━━━━━ SOURCE EXCERPT

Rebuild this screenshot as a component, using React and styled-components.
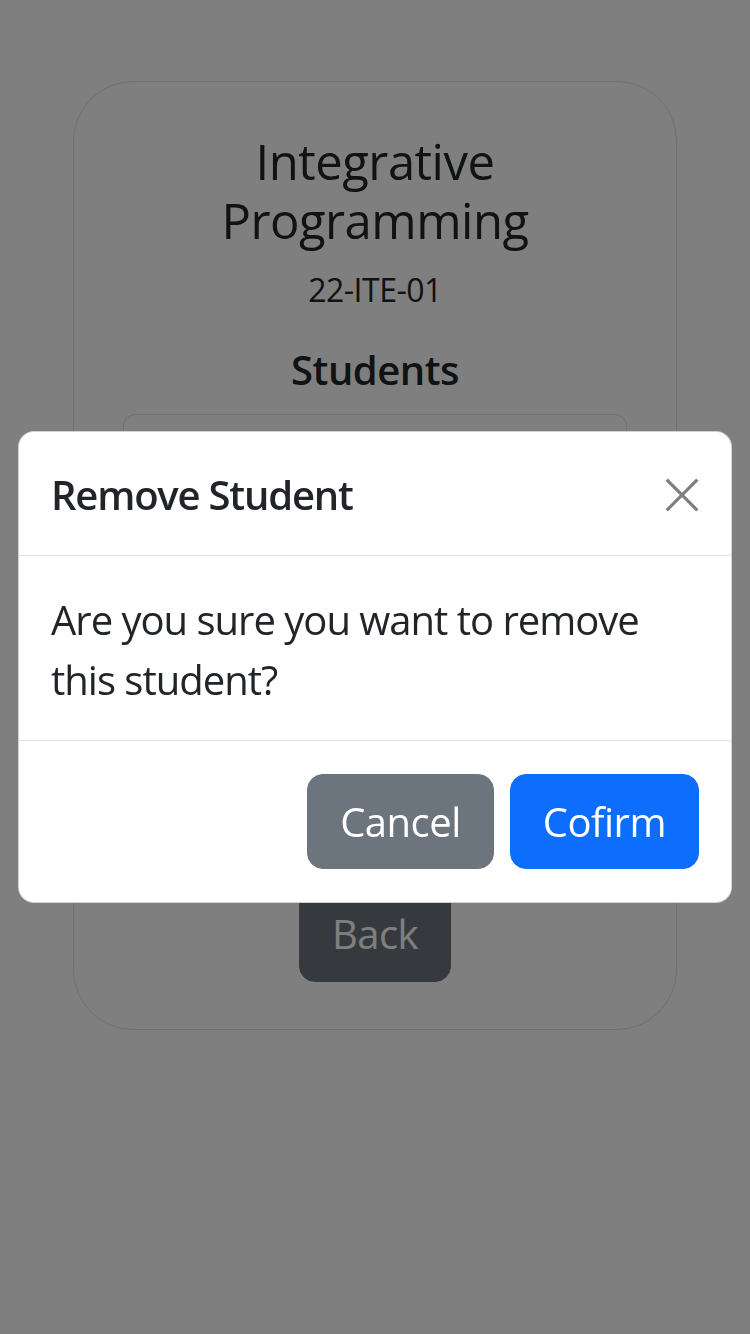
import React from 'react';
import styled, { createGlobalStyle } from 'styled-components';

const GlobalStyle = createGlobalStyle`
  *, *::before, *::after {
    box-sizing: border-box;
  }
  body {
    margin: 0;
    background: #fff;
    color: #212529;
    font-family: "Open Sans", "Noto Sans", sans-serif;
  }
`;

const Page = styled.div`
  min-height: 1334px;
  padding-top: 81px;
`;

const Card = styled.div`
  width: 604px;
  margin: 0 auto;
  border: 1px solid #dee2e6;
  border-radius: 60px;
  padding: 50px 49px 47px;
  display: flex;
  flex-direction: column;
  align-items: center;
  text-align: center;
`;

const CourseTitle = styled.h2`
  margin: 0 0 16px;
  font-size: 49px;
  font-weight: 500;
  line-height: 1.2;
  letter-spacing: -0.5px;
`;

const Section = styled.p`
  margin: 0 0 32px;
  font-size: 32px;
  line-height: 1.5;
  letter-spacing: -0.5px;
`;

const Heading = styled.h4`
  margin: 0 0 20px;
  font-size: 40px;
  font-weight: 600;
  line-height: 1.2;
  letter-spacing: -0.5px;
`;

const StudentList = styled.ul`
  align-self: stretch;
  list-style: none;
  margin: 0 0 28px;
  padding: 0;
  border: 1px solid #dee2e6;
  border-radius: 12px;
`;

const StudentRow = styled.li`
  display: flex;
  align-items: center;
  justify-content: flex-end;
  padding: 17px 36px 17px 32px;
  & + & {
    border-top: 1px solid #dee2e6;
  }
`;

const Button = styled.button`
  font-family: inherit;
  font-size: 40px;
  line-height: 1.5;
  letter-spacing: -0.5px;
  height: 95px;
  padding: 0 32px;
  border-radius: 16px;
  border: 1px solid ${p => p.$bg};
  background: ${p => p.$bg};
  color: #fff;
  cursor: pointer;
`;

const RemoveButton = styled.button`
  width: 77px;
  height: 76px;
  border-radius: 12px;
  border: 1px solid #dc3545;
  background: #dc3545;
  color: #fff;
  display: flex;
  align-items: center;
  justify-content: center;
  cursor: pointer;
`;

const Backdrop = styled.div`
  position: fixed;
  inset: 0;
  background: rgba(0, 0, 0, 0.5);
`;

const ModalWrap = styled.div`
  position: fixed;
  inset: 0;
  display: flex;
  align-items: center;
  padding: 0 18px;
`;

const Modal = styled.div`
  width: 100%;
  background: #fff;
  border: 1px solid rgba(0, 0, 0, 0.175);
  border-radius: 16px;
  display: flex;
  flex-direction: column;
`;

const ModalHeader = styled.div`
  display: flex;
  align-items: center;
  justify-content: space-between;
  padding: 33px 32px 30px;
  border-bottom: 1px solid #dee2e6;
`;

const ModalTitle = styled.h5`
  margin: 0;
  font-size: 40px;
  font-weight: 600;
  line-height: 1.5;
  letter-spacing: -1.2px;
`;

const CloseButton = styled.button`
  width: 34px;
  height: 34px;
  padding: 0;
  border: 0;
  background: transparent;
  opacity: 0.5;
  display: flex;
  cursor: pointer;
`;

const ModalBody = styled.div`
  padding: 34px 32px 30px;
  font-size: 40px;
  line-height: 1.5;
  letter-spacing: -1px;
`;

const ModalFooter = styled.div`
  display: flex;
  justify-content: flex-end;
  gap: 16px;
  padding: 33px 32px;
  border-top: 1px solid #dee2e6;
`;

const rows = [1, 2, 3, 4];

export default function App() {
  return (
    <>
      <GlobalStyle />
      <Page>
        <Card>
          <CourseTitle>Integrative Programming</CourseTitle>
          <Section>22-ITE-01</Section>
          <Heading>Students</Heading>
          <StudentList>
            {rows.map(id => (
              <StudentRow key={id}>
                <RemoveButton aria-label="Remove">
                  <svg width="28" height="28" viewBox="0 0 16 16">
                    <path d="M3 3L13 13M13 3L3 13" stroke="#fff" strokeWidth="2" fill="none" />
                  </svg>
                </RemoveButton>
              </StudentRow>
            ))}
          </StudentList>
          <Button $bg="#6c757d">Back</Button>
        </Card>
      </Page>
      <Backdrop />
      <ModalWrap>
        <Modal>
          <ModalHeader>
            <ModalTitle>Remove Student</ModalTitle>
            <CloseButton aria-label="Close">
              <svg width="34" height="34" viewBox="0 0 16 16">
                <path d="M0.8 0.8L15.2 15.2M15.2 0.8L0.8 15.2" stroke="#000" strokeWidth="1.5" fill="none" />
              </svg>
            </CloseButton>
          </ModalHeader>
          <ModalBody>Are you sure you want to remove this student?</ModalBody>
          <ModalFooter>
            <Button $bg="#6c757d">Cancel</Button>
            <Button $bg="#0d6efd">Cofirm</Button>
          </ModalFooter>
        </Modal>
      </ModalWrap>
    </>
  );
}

━━━━━━━━━━

== EXERCISE REQUIREMENTS ==
Return each line from the material above exactly, but not the pictures.

== SOLUTION TO THE EXERCISE ==
Rebuild this screenshot as a component, using React and styled-components.
import React from 'react';
import styled, { createGlobalStyle } from 'styled-components';

const GlobalStyle = createGlobalStyle`
  *, *::before, *::after {
    box-sizing: border-box;
  }
  body {
    margin: 0;
    background: #fff;
    color: #212529;
    font-family: "Open Sans", "Noto Sans", sans-serif;
  }
`;

const Page = styled.div`
  min-height: 1334px;
  padding-top: 81px;
`;

const Card = styled.div`
  width: 604px;
  margin: 0 auto;
  border: 1px solid #dee2e6;
  border-radius: 60px;
  padding: 50px 49px 47px;
  display: flex;
  flex-direction: column;
  align-items: center;
  text-align: center;
`;

const CourseTitle = styled.h2`
  margin: 0 0 16px;
  font-size: 49px;
  font-weight: 500;
  line-height: 1.2;
  letter-spacing: -0.5px;
`;

const Section = styled.p`
  margin: 0 0 32px;
  font-size: 32px;
  line-height: 1.5;
  letter-spacing: -0.5px;
`;

const Heading = styled.h4`
  margin: 0 0 20px;
  font-size: 40px;
  font-weight: 600;
  line-height: 1.2;
  letter-spacing: -0.5px;
`;

const StudentList = styled.ul`
  align-self: stretch;
  list-style: none;
  margin: 0 0 28px;
  padding: 0;
  border: 1px solid #dee2e6;
  border-radius: 12px;
`;

const StudentRow = styled.li`
  display: flex;
  align-items: center;
  justify-content: flex-end;
  padding: 17px 36px 17px 32px;
  & + & {
    border-top: 1px solid #dee2e6;
  }
`;

const Button = styled.button`
  font-family: inherit;
  font-size: 40px;
  line-height: 1.5;
  letter-spacing: -0.5px;
  height: 95px;
  padding: 0 32px;
  border-radius: 16px;
  border: 1px solid ${p => p.$bg};
  background: ${p => p.$bg};
  color: #fff;
  cursor: pointer;
`;

const RemoveButton = styled.button`
  width: 77px;
  height: 76px;
  border-radius: 12px;
  border: 1px solid #dc3545;
  background: #dc3545;
  color: #fff;
  display: flex;
  align-items: center;
  justify-content: center;
  cursor: pointer;
`;

const Backdrop = styled.div`
  position: fixed;
  inset: 0;
  background: rgba(0, 0, 0, 0.5);
`;

const ModalWrap = styled.div`
  position: fixed;
  inset: 0;
  display: flex;
  align-items: center;
  padding: 0 18px;
`;

const Modal = styled.div`
  width: 100%;
  background: #fff;
  border: 1px solid rgba(0, 0, 0, 0.175);
  border-radius: 16px;
  display: flex;
  flex-direction: column;
`;

const ModalHeader = styled.div`
  display: flex;
  align-items: center;
  justify-content: space-between;
  padding: 33px 32px 30px;
  border-bottom: 1px solid #dee2e6;
`;

const ModalTitle = styled.h5`
  margin: 0;
  font-size: 40px;
  font-weight: 600;
  line-height: 1.5;
  letter-spacing: -1.2px;
`;

const CloseButton = styled.button`
  width: 34px;
  height: 34px;
  padding: 0;
  border: 0;
  background: transparent;
  opacity: 0.5;
  display: flex;
  cursor: pointer;
`;

const ModalBody = styled.div`
  padding: 34px 32px 30px;
  font-size: 40px;
  line-height: 1.5;
  letter-spacing: -1px;
`;

const ModalFooter = styled.div`
  display: flex;
  justify-content: flex-end;
  gap: 16px;
  padding: 33px 32px;
  border-top: 1px solid #dee2e6;
`;

const rows = [1, 2, 3, 4];

export default function App() {
  return (
    <>
      <GlobalStyle />
      <Page>
        <Card>
          <CourseTitle>Integrative Programming</CourseTitle>
          <Section>22-ITE-01</Section>
          <Heading>Students</Heading>
          <StudentList>
            {rows.map(id => (
              <StudentRow key={id}>
                <RemoveButton aria-label="Remove">
                  <svg width="28" height="28" viewBox="0 0 16 16">
                    <path d="M3 3L13 13M13 3L3 13" stroke="#fff" strokeWidth="2" fill="none" />
                  </svg>
                </RemoveButton>
              </StudentRow>
            ))}
          </StudentList>
          <Button $bg="#6c757d">Back</Button>
        </Card>
      </Page>
      <Backdrop />
      <ModalWrap>
        <Modal>
          <ModalHeader>
            <ModalTitle>Remove Student</ModalTitle>
            <CloseButton aria-label="Close">
              <svg width="34" height="34" viewBox="0 0 16 16">
                <path d="M0.8 0.8L15.2 15.2M15.2 0.8L0.8 15.2" stroke="#000" strokeWidth="1.5" fill="none" />
              </svg>
            </CloseButton>
          </ModalHeader>
          <ModalBody>Are you sure you want to remove this student?</ModalBody>
          <ModalFooter>
            <Button $bg="#6c757d">Cancel</Button>
            <Button $bg="#0d6efd">Cofirm</Button>
          </ModalFooter>
        </Modal>
      </ModalWrap>
    </>
  );
}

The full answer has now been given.